Monday, 14 May 2012

MADE in CHINA: a challenge of Quality

The global shift in levers of competitive advantage, manufacturing industries have been moving from one part of the world to another. Over the years, industries such as automotive, chemicals, steel, textiles, and semiconductors have almost disappeared in some countries while flourishing in others. With the trend towards being “green”, western society tends to look down on manufacturing and does not seem perturbed by the departure of such industries from the western shores.As long as prices are low, consumers do not mind where the products they buy come from. At the same time, the western world preaches to the newly industrializing nations about the importance of reducing emissions and greenhouse gases.

In the western world, Science and Technology have taken a back-seat to business, finance, political science etc., and fewer and fewer people want to major in fields such as manufacturing.  People in the west want to pursue careers in Consulting, Marketing, Finance, Private Equity, Venture Capital etc. Somehow, we have created the perception that technology and hence, manufacturing is an “inferior” career to pursue.

But once the western world did just fine without China and  it became the lowest possible wage labor supplier and moron manufacturers flocked there to take advantage of the slave labor. The Made in China label is one of the most recognizable labels in the world today due to the China's rapidly developing large manufacturing industry. China today is  the largest exporter in the world and the Made in China label can be seen on a large range of goods from clothing to electronics.

The Industry produced 53.7 percent of the country's gross domestic product (GDP) in 2005. Industry (including mining, manufacturing, construction, and power) contributed 46.8 percent of GDP in 2010 and occupied 27 percent of the workforce in 2007. The manufacturing sector produced 44.1 percent of GDP in 2004 and accounted for 11.3 percent of total employment in 2006. China is the world’s leading manufacturer of chemical fertilizers, cement, and steel.
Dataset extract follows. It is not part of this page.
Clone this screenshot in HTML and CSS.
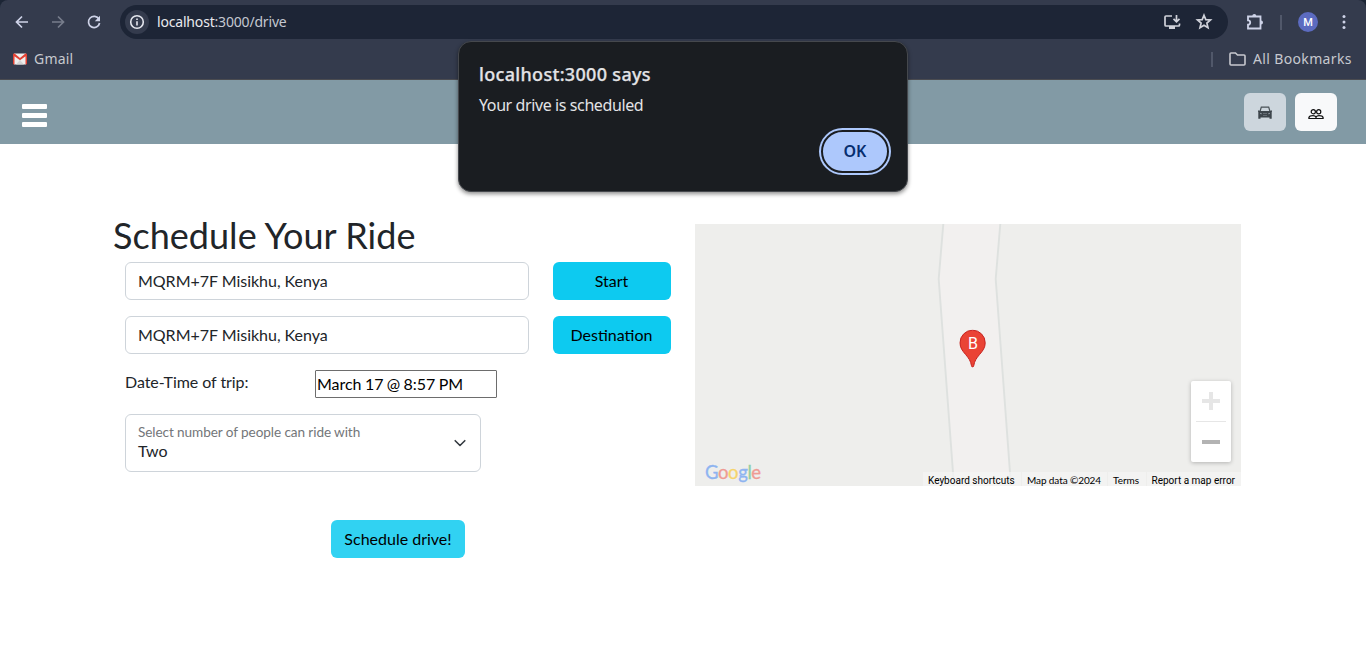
FILE: index.html
```html
<!DOCTYPE html>
<html lang="en">
<head>
<meta charset="utf-8">
<title>Schedule Your Ride</title>
<link rel="stylesheet" href="styles.css">
</head>
<body>
<div class="browser">
  <div class="toolbar">
    <svg class="nav-icon back" viewBox="0 0 16 16"><path d="M14 8H3M8 2.5L2.5 8 8 13.5"/></svg>
    <svg class="nav-icon forward" viewBox="0 0 16 16"><path d="M2 8h11M8 2.5L13.5 8 8 13.5"/></svg>
    <svg class="nav-icon reload" viewBox="0 0 16 16"><path d="M13 5.2A5.6 5.6 0 1 0 13.6 9"/><path class="solid" d="M14 1.8v5.4H8.8z"/></svg>
    <div class="address">
      <span class="info"><svg width="16" height="16" viewBox="0 0 16 16"><circle cx="8" cy="8" r="6.3"/><path d="M8 7.2v4.2M8 4.5v1.6"/></svg></span>
      <span class="url"><b>localhost</b>:3000/drive</span>
      <svg class="install" viewBox="0 0 20 18"><path d="M10 3H4Q3 3 3 4v8q0 1 1 1h12.500q1 0 1-1v-1.500"/><path class="base" d="M7 13h6v3H7z"/><path d="M14.500 2v6.500M11.500 5.800l3 3 3-3"/></svg>
      <svg class="star" viewBox="0 0 18 18"><path d="M9 2.200l1.800 4.400 4.700.4-3.600 3.100 1.100 4.600L9 12.200l-4 2.500 1.100-4.600L2.500 7l4.700-.4z"/></svg>
    </div>
    <svg class="puzzle" viewBox="0 0 18 18"><path d="M2 3.500h12.500v12H2v-3.800a2.200 2.200 0 0 0 0-4.400z"/><path class="solid" d="M6.300 3a2 2 0 0 1 4 0zM15 7.500a2 2 0 0 1 0 4z"/></svg>
    <span class="divider"></span>
    <span class="avatar">M</span>
    <svg class="more" viewBox="0 0 4 16"><circle cx="2" cy="2.500" r="1.500"/><circle cx="2" cy="8" r="1.500"/><circle cx="2" cy="13.500" r="1.500"/></svg>
  </div>
  <div class="bookmarks">
    <svg class="gmail" viewBox="0 0 14 12"><path fill="#eee" d="M1 .5h12v11H1z"/><path fill="#d4d4d4" d="M3 11.500L7 7l4 4.500z"/><path fill="#e34133" d="M0 1.500Q0 .5 1 .5h.6L7 5 12.400.5h.6q1 0 1 1v9q0 1-1 1h-.5V3.300L7 7.300 1.500 3.300v8.200H1q-1 0-1-1z"/></svg>
    <span class="gmail-text">Gmail</span>
    <span class="divider"></span>
    <svg class="folder" viewBox="0 0 17 14"><path d="M1 2q0-1 1-1h4.500l2 2H15q1 0 1 1v8q0 1-1 1H2q-1 0-1-1z"/></svg>
    <span class="all">All Bookmarks</span>
  </div>
</div>
<header class="site-header">
  <div class="hamburger"><i></i><i></i><i></i></div>
  <button class="mode drive"><svg width="14" height="13" viewBox="0 0 14 13"><path fill="none" stroke="#485056" stroke-width="1.200" d="M2 5.500L3.300 1.200h7.400L12 5.500"/><path fill="#3d454b" d="M0 4.500h1.500v.6h11v-.6H14V5.600l-.3.400v6.700h-2.200v-1.200h-9v1.200H.3V6L0 5.600z"/><path fill="#89929a" d="M2 6.800l2 .8v.7L2 8zM12 6.800l-2 .8v.7l2-.3zM5 7h4v.6H5zM5 9h4v.5H5z"/></svg></button>
  <button class="mode riders"><svg width="16" height="16" viewBox="0 0 16 16"><g fill="none" stroke="#111" stroke-width="1.200"><circle cx="5.300" cy="5.700" r="2.100"/><circle cx="10.700" cy="5.700" r="2.100"/><path d="M.9 12.500v-1Q1.500 9.600 5 9.600q2.200 0 3 1.500.8-1.500 3-1.500 3.500 0 4.100 1.900v1zM8 11v1.500"/></g></svg></button>
</header>
<main class="content">
  <form class="ride-form">
    <h1>Schedule Your Ride</h1>
    <div class="row"><div class="input">MQRM+7F Misikhu, Kenya</div><button type="button" class="btn">Start</button></div>
    <div class="row"><div class="input">MQRM+7F Misikhu, Kenya</div><button type="button" class="btn">Destination</button></div>
    <div class="date-row"><span class="date-label">Date-Time of trip:</span><div class="date">March 17 @ 8:57 PM</div></div>
    <div class="select"><div><small>Select number of people can ride with</small><span>Two</span></div><svg width="16" height="16" viewBox="0 0 16 16"><path d="M3.200 5.700L8 10.500l4.800-4.800"/></svg></div>
    <button type="button" class="btn submit">Schedule drive!</button>
  </form>
  <section class="map">
    <svg class="roads" width="546" height="262" viewBox="0 0 546 262"><path fill="#f2f0ef" d="M248.300 0L243.700 55 259 262H316L300.700 55 305.300 0z"/><path fill="none" stroke="#dee1df" stroke-width="1.900" d="M248.300 0L243.700 55 259 262M305.300 0L300.700 55 316 262"/></svg>
    <div class="pin"><svg width="27" height="38" viewBox="0 0 27 38"><path fill="#ea4335" stroke="#c5221f" d="M13.500.6A12.600 12.600 0 0 0 .9 13.200c0 5 2.400 7.900 5.700 11.800 3 3.500 5 6.400 5.700 10.800.2 2.200 2.200 2.200 2.400 0 .7-4.400 2.700-7.300 5.700-10.800 3.300-3.900 5.700-6.800 5.700-11.800A12.600 12.600 0 0 0 13.500.6z"/></svg><span>B</span></div>
    <div class="google"><span class="b">G</span><span class="r">o</span><span class="y">o</span><span class="b">g</span><span class="g">l</span><span class="r">e</span></div>
    <div class="zoom"><svg width="40" height="81" viewBox="0 0 40 81"><path fill="#e6e6e6" d="M11 18h7v-7h4v7h7v4h-7v7h-4v-7h-7zM5 40h30v1H5z"/><path fill="#b3b3b3" d="M11 59h18v4H11z"/></svg></div>
    <div class="legal"><span class="keys">Keyboard shortcuts</span><span class="data">Map data ©2024</span><span class="terms">Terms</span><span class="report">Report a map error</span></div>
  </section>
</main>
<div class="dialog">
  <h2>localhost:3000 says</h2>
  <p>Your drive is scheduled</p>
  <button>OK</button>
</div>
</body>
</html>
```
FILE: styles.css
```css
* { box-sizing: border-box; }
body { margin: 0; height: 656px; overflow: hidden; color: #212529; font: 16px/24px Lato, sans-serif; }
button { font: inherit; border: 0; padding: 0; }
svg { display: block; flex: none; }
.browser { height: 80px; background: #343b4d; border-bottom: 1px solid #4a4b50; font-family: "Noto Sans", sans-serif; color: #c7c9cf; border-radius: 8px 8px 0 0; }
html { background: #1c2535; }
.toolbar { height: 44px; display: flex; align-items: center; padding-left: 14px; }
.nav-icon { width: 16px; height: 16px; fill: none; stroke: #ced3e8; stroke-width: 1.7; margin-right: 20px; }
.forward { stroke: #777d8c; }
.reload { margin-right: 18px; }
.solid { fill: #ced3e8; stroke: none; }
.address { width: 1108px; height: 34px; border-radius: 17px; background: #1d2536; display: flex; align-items: center; padding: 0 15px 0 5px; }
.info { width: 24px; height: 24px; border-radius: 50%; background: #343b4d; display: flex; align-items: center; justify-content: center; margin-right: 8px; }
.info svg { fill: none; stroke: #e5e7ee; stroke-width: 1.6; }
.url { flex: 1; font-size: 14px; letter-spacing: -.18px; color: #c4c8d1; }
.url b { font-weight: 400; color: #e9eaee; }
.install { width: 20px; height: 18px; fill: none; stroke: #d0d2da; stroke-width: 1.700; margin-right: 13px; }
.base { fill: #d0d2da; stroke: none; }
.star { width: 18px; height: 18px; fill: none; stroke: #d0d2da; stroke-width: 1.700; }
.puzzle { width: 18px; height: 18px; fill: none; stroke: #ced3e8; stroke-width: 1.800; margin: 0 16px 0 18px; }
.divider { width: 2px; height: 15px; background: #51586a; }
.avatar { width: 20px; height: 20px; border-radius: 50%; background: #5c6bc0; color: #fff; font: 500 11px/21px Roboto, sans-serif; text-align: center; margin: 0 24px 0 16px; }
.more { width: 4px; height: 16px; fill: #ced3e8; }
.bookmarks { height: 30px; display: flex; align-items: center; padding: 0 15px 0 13px; font-size: 14px; }
.gmail { width: 14px; height: 12px; margin-right: 7px; }
.gmail-text { flex: 1; letter-spacing: .2px; }
.folder { width: 17px; height: 14px; fill: none; stroke: #c7c9cf; stroke-width: 1.600; margin: 0 7px 0 16px; }
.all { width: 98px; letter-spacing: .35px; white-space: nowrap; }
.site-header { height: 64px; display: flex; align-items: center; background: #829aa5; padding: 0 29px 0 22px; }
.hamburger { width: 25px; display: flex; flex-direction: column; gap: 4px; margin: 6px auto 0 0; }
.hamburger i { height: 5px; border-radius: 1px; background: #fff; }
.mode { width: 42px; height: 38px; border-radius: 6px; background: #f8f9fa; display: flex; align-items: center; justify-content: center; margin-left: 9px; }
.mode svg { margin-top: 3px; }
.drive { background: #cdd6dd; }
.drive svg { margin-top: 1px; }
.content { height: 512px; background: #fff; display: grid; grid-template-columns: 558px 546px; gap: 24px; padding: 71px 0 0 113px; align-items: start; }
h1 { font-size: 36px; line-height: 40px; font-weight: 400; margin: 0 0 7px; white-space: nowrap; letter-spacing: .03px; }
.row { display: flex; gap: 24px; padding-left: 12px; margin-bottom: 16px; }
.input { width: 404px; height: 38px; border: 1px solid #ced4da; border-radius: 6px; padding: 6px 12px; letter-spacing: -.02px; }
.btn { width: 118px; height: 38px; border-radius: 6px; background: #0dcaf0; color: #000; }
.row .btn { padding-right: 1px; }
.date-row { display: flex; padding-left: 12px; height: 28px; margin-bottom: 16px; }
.date-label { width: 190px; letter-spacing: -.06px; }
.date { width: 182px; height: 28px; border: 1px solid #6d6d6d; border-radius: 1px; padding: 1px 1px; color: #000; letter-spacing: -.02px; word-spacing: -.7px; }
.select { width: 356px; height: 58px; margin-left: 12px; border: 1px solid #ced4da; border-radius: 6px; padding: 7px 12px; display: flex; align-items: center; justify-content: space-between; }
.select div { display: flex; flex-direction: column; margin-top: -4px; }
.select small { font-size: 13.6px; line-height: 20px; color: #737679; letter-spacing: -.09px; }
.select span { line-height: 18px; }
.select svg { fill: none; stroke: #343a40; stroke-width: 1.600; stroke-linecap: round; stroke-linejoin: round; }
.submit { display: block; width: 134px; margin: 48px 0 0 218px; background: #31d2f2; }
.map { position: relative; height: 262px; margin-top: 9px; background: #eeeeec; overflow: hidden; }
.pin { position: absolute; left: 264.4px; top: 106.4px; width: 27px; height: 38px; }
.pin svg { transform: translate(.1px, -.4px); }
.pin span { position: absolute; inset: 2px 0 auto; text-align: center; color: #fff; font: 16px/24px Roboto, sans-serif; }
.google { position: absolute; left: 10px; top: 237px; font: 18.500px/22px Lato, sans-serif; letter-spacing: -.4px; -webkit-text-stroke: .4px; text-shadow: 0 0 1px #fff; }
.b { color: #8fb4ef; } .r { color: #ed9b94; } .y { color: #f4d36f; } .g { color: #91cfa3; }
.zoom { position: absolute; left: 496px; top: 157px; width: 40px; height: 81px; background: #fff; border-radius: 2px; box-shadow: 0 1px 4px rgba(0,0,0,.25); }
.legal { position: absolute; right: 0; bottom: 0; display: flex; height: 14px; width: 319px; font: 10px/17px Roboto, sans-serif; color: #000; white-space: nowrap; }
.legal span { background: rgba(245,245,245,.7); padding-left: 5px; border-left: 1px solid #eeeeec; }
.keys { width: 99px; }
.legal .data { width: 86px; font-family: Lato, sans-serif; letter-spacing: -.1px; }
.legal .terms { width: 39px; font-family: Lato, sans-serif; }
.legal .report { width: 95px; padding-left: 4.5px; }
.dialog { position: absolute; left: 458px; top: 41px; width: 450px; height: 151px; border: 1px solid #45484d; border-radius: 13px; background: #1a1d21; color: #e3e3e6; box-shadow: 0 2px 4px rgba(0,0,0,.45); padding: 20px 18px 0 20px; font-family: "Noto Sans", sans-serif; display: flex; flex-direction: column; }
.dialog h2 { font-size: 18px; line-height: 24px; font-weight: 500; margin: 0; letter-spacing: .32px; -webkit-text-stroke: .25px; }
.dialog p { font-size: 16px; line-height: 24px; margin: 7px 0 0; letter-spacing: -.4px; }
.dialog button { align-self: flex-end; width: 68px; height: 43px; margin-top: 13px; padding-bottom: 2px; border-radius: 21.5px; background: #adc8fc; color: #062e6f; border: 2px solid #1a1d21; box-shadow: 0 0 0 2px #adc8fc; font-size: 16px; font-weight: 600; }
```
Before 1978, most output was produced by state-owned enterprises. China manufactured everything  in the world and along with it is the  unimaginable pollution. With all the press about lead paint in toys, industrial chemicals in food. Clearly with the low cost of China-made goods comes a great challenge in quality management.

A series of highly publicized quality scandals in exports from China in the late 2000s has harmed the "Made in China" brand abroad, during which time 40% of product recalls in the United States were of imports from China.It is LONG passed time that we woke up and stopped doing business with China. The only opportunity there is a loosing proposition where short term gains are quickly offset by long term political and intellectual larceny.